===== Data block =====
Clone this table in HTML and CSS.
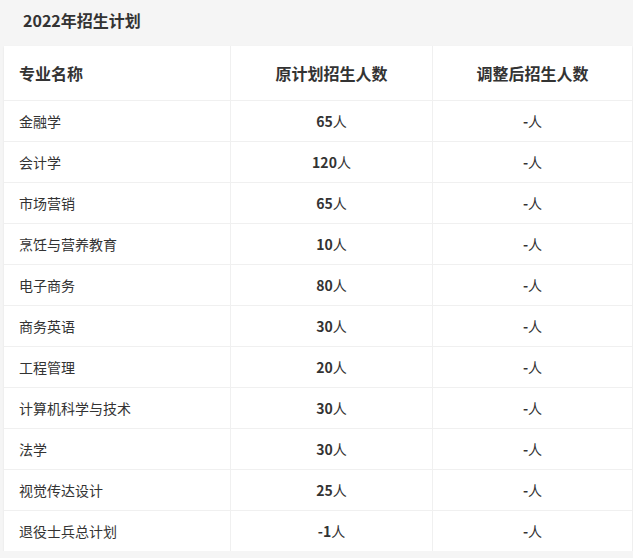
FILE: index.html
```html
<!DOCTYPE html>
<html lang="zh">
<head>
<meta charset="utf-8">
<link rel="stylesheet" href="styles.css">
</head>
<body>
<div class="title">2022年招生计划</div>
<div class="card">
<table class="plan">
<thead>
<tr><th class="c1">专业名称</th><th class="c2">原计划招生人数</th><th class="c3">调整后招生人数</th></tr>
</thead>
<tbody>
<tr><td>金融学</td><td class="num"><b>65</b>人</td><td class="num"><b>-</b>人</td></tr>
<tr><td>会计学</td><td class="num"><b>120</b>人</td><td class="num"><b>-</b>人</td></tr>
<tr><td>市场营销</td><td class="num"><b>65</b>人</td><td class="num"><b>-</b>人</td></tr>
<tr><td>烹饪与营养教育</td><td class="num"><b>10</b>人</td><td class="num"><b>-</b>人</td></tr>
<tr><td>电子商务</td><td class="num"><b>80</b>人</td><td class="num"><b>-</b>人</td></tr>
<tr><td>商务英语</td><td class="num"><b>30</b>人</td><td class="num"><b>-</b>人</td></tr>
<tr><td>工程管理</td><td class="num"><b>20</b>人</td><td class="num"><b>-</b>人</td></tr>
<tr><td>计算机科学与技术</td><td class="num"><b>30</b>人</td><td class="num"><b>-</b>人</td></tr>
<tr><td>法学</td><td class="num"><b>30</b>人</td><td class="num"><b>-</b>人</td></tr>
<tr><td>视觉传达设计</td><td class="num"><b>25</b>人</td><td class="num"><b>-</b>人</td></tr>
<tr><td>退役士兵总计划</td><td class="num"><b>-1</b>人</td><td class="num"><b>-</b>人</td></tr>
</tbody>
</table>
</div>
</body>
</html>
```
FILE: styles.css
```css
html, body {
  margin: 0;
  padding: 0;
  background: #f5f5f5;
  font-family: "Noto Sans CJK SC", "Noto Sans", sans-serif;
  color: #333;
}
.title {
  height: 40px;
  line-height: 40px;
  padding: 0 0 6px 23px;
  font-size: 16px;
  font-weight: bold;
  color: #333;
}
.card {
  margin: 0 1px 0 4px;
  background: #fff;
  box-shadow: 0 1px 2px rgba(0,0,0,0.08);
}
.plan {
  width: 100%;
  border-collapse: collapse;
  table-layout: fixed;
}
.plan th, .plan td {
  border-left: 1px solid #f0f0f0;
  border-bottom: 1px solid #f0f0f0;
  padding: 0;
}
.plan th:first-child, .plan td:first-child {
  border-left: none;
  text-align: left;
  padding-left: 15px;
}
.plan tr:last-child td {
  border-bottom: none;
}
.plan th {
  height: 54px;
  font-size: 16px;
  font-weight: 600;
  text-align: center;
}
.plan td {
  height: 40px;
  font-size: 14px;
}
.c1 { width: 211px; }
.c2 { width: 201px; }
.num {
  text-align: center;
}
.num b {
  font-weight: bold;
}
```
=====
Reproduce the full material exactly, excluding the pictures.

Exercise output:
Clone this table in HTML and CSS.
FILE: index.html
```html
<!DOCTYPE html>
<html lang="zh">
<head>
<meta charset="utf-8">
<link rel="stylesheet" href="styles.css">
</head>
<body>
<div class="title">2022年招生计划</div>
<div class="card">
<table class="plan">
<thead>
<tr><th class="c1">专业名称</th><th class="c2">原计划招生人数</th><th class="c3">调整后招生人数</th></tr>
</thead>
<tbody>
<tr><td>金融学</td><td class="num"><b>65</b>人</td><td class="num"><b>-</b>人</td></tr>
<tr><td>会计学</td><td class="num"><b>120</b>人</td><td class="num"><b>-</b>人</td></tr>
<tr><td>市场营销</td><td class="num"><b>65</b>人</td><td class="num"><b>-</b>人</td></tr>
<tr><td>烹饪与营养教育</td><td class="num"><b>10</b>人</td><td class="num"><b>-</b>人</td></tr>
<tr><td>电子商务</td><td class="num"><b>80</b>人</td><td class="num"><b>-</b>人</td></tr>
<tr><td>商务英语</td><td class="num"><b>30</b>人</td><td class="num"><b>-</b>人</td></tr>
<tr><td>工程管理</td><td class="num"><b>20</b>人</td><td class="num"><b>-</b>人</td></tr>
<tr><td>计算机科学与技术</td><td class="num"><b>30</b>人</td><td class="num"><b>-</b>人</td></tr>
<tr><td>法学</td><td class="num"><b>30</b>人</td><td class="num"><b>-</b>人</td></tr>
<tr><td>视觉传达设计</td><td class="num"><b>25</b>人</td><td class="num"><b>-</b>人</td></tr>
<tr><td>退役士兵总计划</td><td class="num"><b>-1</b>人</td><td class="num"><b>-</b>人</td></tr>
</tbody>
</table>
</div>
</body>
</html>
```
FILE: styles.css
```css
html, body {
  margin: 0;
  padding: 0;
  background: #f5f5f5;
  font-family: "Noto Sans CJK SC", "Noto Sans", sans-serif;
  color: #333;
}
.title {
  height: 40px;
  line-height: 40px;
  padding: 0 0 6px 23px;
  font-size: 16px;
  font-weight: bold;
  color: #333;
}
.card {
  margin: 0 1px 0 4px;
  background: #fff;
  box-shadow: 0 1px 2px rgba(0,0,0,0.08);
}
.plan {
  width: 100%;
  border-collapse: collapse;
  table-layout: fixed;
}
.plan th, .plan td {
  border-left: 1px solid #f0f0f0;
  border-bottom: 1px solid #f0f0f0;
  padding: 0;
}
.plan th:first-child, .plan td:first-child {
  border-left: none;
  text-align: left;
  padding-left: 15px;
}
.plan tr:last-child td {
  border-bottom: none;
}
.plan th {
  height: 54px;
  font-size: 16px;
  font-weight: 600;
  text-align: center;
}
.plan td {
  height: 40px;
  font-size: 14px;
}
.c1 { width: 211px; }
.c2 { width: 201px; }
.num {
  text-align: center;
}
.num b {
  font-weight: bold;
}
```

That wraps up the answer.